Lec 1
Lec 1
Lec 1
Lecture - 01
Why Python for Data Science?
Welcome to this course on Python for Data Science. This is a 4-week course; we are going
to teach you some very basic programming aspects in python. And since this is a course
that is geared towards data science, towards the end of the course, based on what has been
taught in the course, we will also show you two different case studies; one is what we call
as a function approximation case study, another one a classification case study.
And then tell you how to solve those case studies using the programming platform that you
have learned. So, in this first introductory lecture, I am just going to talk about why we are
looking at python for data science.
So, to look at that first, we are going to look at what data science is. This is something that
you would have seen in other videos of courses in the NPTEL and other places. Data
science is basically the science of analyzing raw data and deriving insights from this data.

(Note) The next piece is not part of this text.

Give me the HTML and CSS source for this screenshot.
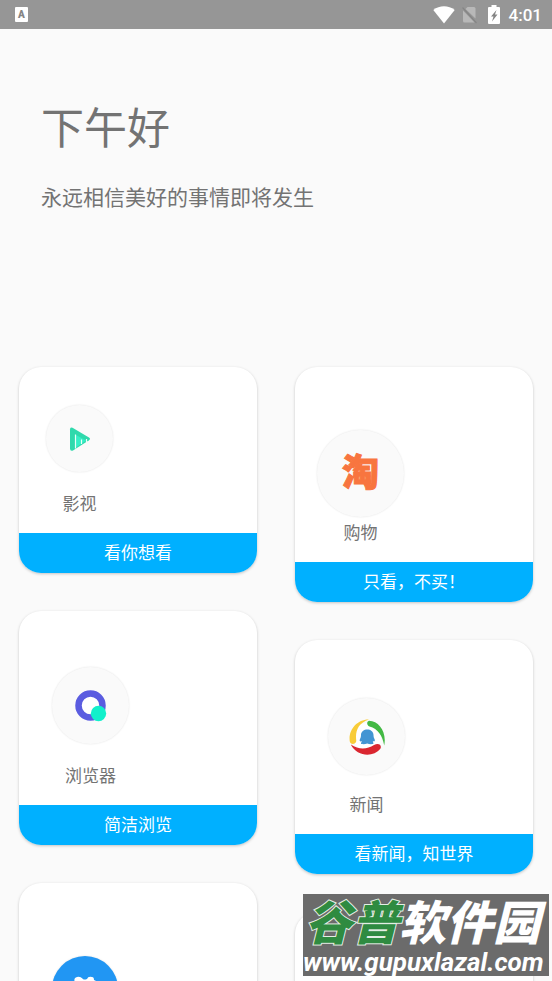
FILE: index.html
```
<!DOCTYPE html>
<html lang="zh-CN">
<head>
<meta charset="utf-8">
<meta name="viewport" content="width=device-width, initial-scale=1">
<title>下午好</title>
<link rel="stylesheet" href="styles.css">
</head>
<body>
<div class="screen">
  <div class="status">
    <span class="badge">A</span>
    <div class="status-right">
      <svg class="wifi" width="22" height="18" viewBox="0 0 22 18"><path fill="#fff" d="M11 17.500L.3 4C6.500-1 15.500-1 21.700 4z"/></svg>
      <svg class="sim" width="15" height="18" viewBox="0 0 15 18"><path fill="#b8b8b8" d="M5.500 1H12q1.500 0 1.500 1.500V12.500L3.500 3zM1 4.500L12.500 16.500H2.500Q1 16.500 1 15z"/><path d="M.5 1.500L14.500 17" stroke="#858585" stroke-width="1.200"/></svg>
      <svg class="battery" width="12" height="19" viewBox="0 0 12 19"><path fill="#fff" d="M3.500 0h5v2H11q1 0 1 1v15q0 1-1 1H1q-1 0-1-1V3q0-1 1-1h2.500z"/><path fill="#858585" d="M8.500 5L3 11.500h2.500L4 16.500 9.500 9.500H7z"/></svg>
      <span class="clock">4:01</span>
    </div>
  </div>

  <header class="greeting">
    <h1>下午好</h1>
    <p>永远相信美好的事情即将发生</p>
  </header>

  <main class="columns">
    <div class="column">
      <a class="card video" href="#video">
        <span class="app">
          <span class="disc">
            <svg width="22" height="26" viewBox="0 0 22 26"><path fill="#2fd9ac" d="M1 3.500Q1 .5 3.500 1.800L20 11.500q2 1.300 0 2.700L4 24.500Q1 25.500 1 22.500z"/><path fill="#35efc6" d="M7 9l10 5.500-10 7z"/><path fill="none" stroke="#e9fff8" stroke-width="1.200" d="M6.500 8.500V22.500M12.500 13.500v4.500M17.500 13v3"/></svg>
          </span>
          <span class="name">影视</span>
        </span>
        <span class="caption">看你想看</span>
      </a>
      <a class="card browser" href="#browser">
        <span class="app">
          <span class="disc">
            <svg width="32" height="32" viewBox="0 0 32 32"><circle cx="15.500" cy="15.500" r="12" fill="#fff" stroke="#5a5ce0" stroke-width="6.500"/><circle cx="23.500" cy="23.500" r="7.700" fill="#12f0cb"/></svg>
          </span>
          <span class="name">浏览器</span>
        </span>
        <span class="caption">简洁浏览</span>
      </a>
      <a class="card more" href="#more" aria-label="更多">
        <span class="app">
          <span class="disc">
            <svg width="26" height="26" viewBox="0 0 26 26"><path fill="#fff" d="M3 6Q1 2 5 1q3-1 6 2 1 1 4 0 1-3 5-2 2 0 2 3 4 1 2 5l-4 12H7z"/></svg>
          </span>
        </span>
      </a>
    </div>

    <div class="column">
      <a class="card shop" href="#shop">
        <span class="app">
          <span class="disc"><span class="tao">淘</span></span>
          <span class="name">购物</span>
        </span>
        <span class="caption">只看，不买！</span>
      </a>
      <a class="card news" href="#news">
        <span class="app">
          <span class="disc">
            <svg width="36" height="36" viewBox="0 0 36 36"><circle cx="18" cy="18" r="14" fill="#fff"/><path fill="#f8cc38" d="M20 .4C8 0-1 11 .8 22.500c.6 3.500 6 3 6.500-.5C6 12 9 4 20 .4z"/><path fill="#43b944" d="M20 1.700C30 2 38 13 35.200 26.500 33.500 17 29 9.500 20.500 7.500 17.500 6 17.500 2.500 20 1.700z"/><path fill="#da2630" d="M1.800 25.500C10 31 18 30.500 25 26c4.500-2.500 8 0 6.500 3.500C24 39 8 37.500 1.800 25.500z"/><path fill="#4395d3" d="M12 16c0-7.500 12.500-7.500 12.500 0 0 2 .5 3 1 4 1 2-.2 3-1.500 2-.3 1.300 0 1 .5 2 .5 1.500-4 1.500-6.300.5-2.200 1-6.700 1-6.200-.5.500-1 .8-.7.500-2-1.300 1-2.500 0-1.500-2 .5-1 1-2 1-4z"/></svg>
          </span>
          <span class="name">新闻</span>
        </span>
        <span class="caption">看新闻，知世界</span>
      </a>
      <div class="card more"></div>
    </div>
  </main>

  <div class="watermark">
    <div class="brand"><span>谷普</span>软件园</div>
    <div class="site">www.gupuxlazal.com</div>
  </div>
</div>
</body>
</html>
```
FILE: styles.css
```
* { box-sizing: border-box; }

body {
  margin: 0;
  background: #fafafa;
  color: #737373;
  font-family: Roboto, "Noto Sans CJK SC", sans-serif;
}

.screen {
  position: relative;
  height: 100vh;
  overflow: hidden;
}

.status {
  display: flex;
  align-items: center;
  justify-content: space-between;
  height: 29px;
  padding: 0 10px 0 15px;
  background: #969696;
  color: #fff;
}

.badge {
  width: 13px;
  height: 15px;
  border-radius: 1px;
  background: #fff;
  color: #858585;
  font-size: 10px;
  font-weight: 900;
  line-height: 15px;
  text-align: center;
}

.status-right { display: flex; align-items: center; }
.sim { margin-left: 7px; }
.battery { margin-left: 11px; }
.clock { margin-left: 9px; font-size: 17px; font-weight: 500; line-height: 31px; padding-top: 1px; }

.greeting { padding: 68px 41px 0; height: 338px; }

h1 {
  margin: 0;
  font-size: 43px;
  font-weight: 400;
  line-height: 64px;
}

.greeting p {
  margin: 21px 0 0;
  font-size: 21px;
  line-height: 32px;
}

.columns {
  display: flex;
  align-items: flex-start;
  gap: 38px;
  padding: 0 19px;
}

.column {
  flex: 1;
  display: flex;
  flex-direction: column;
  gap: 38px;
}

.card {
  display: block;
  overflow: hidden;
  border-radius: 22px;
  background: #fff;
  box-shadow: 0 1px 3px rgba(0, 0, 0, 0.22);
  color: inherit;
  text-decoration: none;
}

.app {
  display: flex;
  flex-direction: column;
  align-items: center;
  width: fit-content;
  padding-bottom: 17px;
}

.disc {
  display: flex;
  align-items: center;
  justify-content: center;
  width: 77px;
  height: 77px;
  border-radius: 50%;
  background: #fafafa;
  box-shadow: 0 0 2px rgba(0, 0, 0, 0.12);
}

.name { margin-top: 20px; font-size: 17px; line-height: 24px; }

.caption {
  display: block;
  padding-top: 1px;
  background: #00b0ff;
  color: #fff;
  font-size: 17px;
  line-height: 39px;
  text-align: center;
}

.video .app { margin: 38px 0 0 27px; }
.video .disc { width: 67px; height: 67px; }

.shop .app { margin: 63px 0 0 22px; }
.shop .disc { width: 87px; height: 87px; }
.shop .name { margin-top: 4px; }

.browser .app { margin: 56px 0 0 33px; }

.news .app { margin: 58px 0 0 33px; }
.news .name { margin-top: 18px; }

.more { height: 234px; }
.more .app { margin: 73px 0 0 33px; }
.more .disc { width: 66px; height: 66px; background: #2196f3; }

.tao {
  color: #f8753f;
  font-size: 37px;
  font-weight: 900;
  line-height: 40px;
  -webkit-text-stroke: 1px #f8753f;
  stroke-linejoin: round;
}

.watermark {
  position: absolute;
  right: 3px;
  bottom: 5px;
  width: 246px;
  height: 82px;
  background: #6b6b6b;
  color: #fff;
  white-space: nowrap;
}

.brand {
  padding: 5px 0 0 2px;
  font-size: 47px;
  font-style: italic;
  font-weight: 900;
  line-height: 50px;
}

.brand span {
  color: #2f8b41;
  -webkit-text-stroke: 2px #e4eee4;
  paint-order: stroke fill;
}

.site {
  font-size: 26px;
  font-style: italic;
  font-weight: 700;
  line-height: 26px;
}
```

And you could use multiple techniques to derive insights; you could use simple statistical
techniques to derive insights, you could use more complicated and more sophisticated
machine learning techniques to derive insights and so on.
Nonetheless, the key focus of data science is actually deriving these insights using
whatever techniques that you want to use. Now there is a lot of excitement about data
science, and this excitement comes because it’s been shown that you can get very valuable
insights, from large data and you can get insights about how different variables change
together, how one variable affects another variable and so on with large data which is not
very easy to simply see by very simple computation.
So, you need to invest some time and energy into understanding how you could look at this
data and derive these insights from data. And from a utilitarian viewpoint, if you look at
data science in industries, if you do proper data science, it allows these industries to make
better decisions. These decisions could be in multiple fields; for example, companies
could make better purchasing decisions, better hiring decisions, better decisions in terms
of how to operate their processes, and so on.
So, when we talk about decisions, the decisions could be across multiple verticals in an
industry. And data science is not only useful from an industrial perspective, but it is also
useful in actual science as themselves. So, where you look at lots of data to model your
system or test your hypotheses or theories about systems and so on. So, when we talk
about data science, we start by assuming that we have a large amount of data for the
problem of interest. And we are going to basically look at this data we are going to inspect
the data; we are going to clean and curate the data then we will do some transformation of
the data modeling and so on before we can derive insights that are valuable to the
organization or to test a theory and so on.
(Refer Slide Time: 03:47)
Now, coming to a more practical view of what we do once we have data. I have these four
bullet points, which roughly tell you, supposing you were solving a data science problem,
what are the steps you will do? So, you will start with just having data someone gives you
data; and you are trying to derive insights from this data. So, the very first step is really to
bring this data into your system. So, you have to read the data. So, the data comes into this
programming platform so that you can use this data. Now data could be in multiple formats
so you could have data in a simple excel sheet or some other format.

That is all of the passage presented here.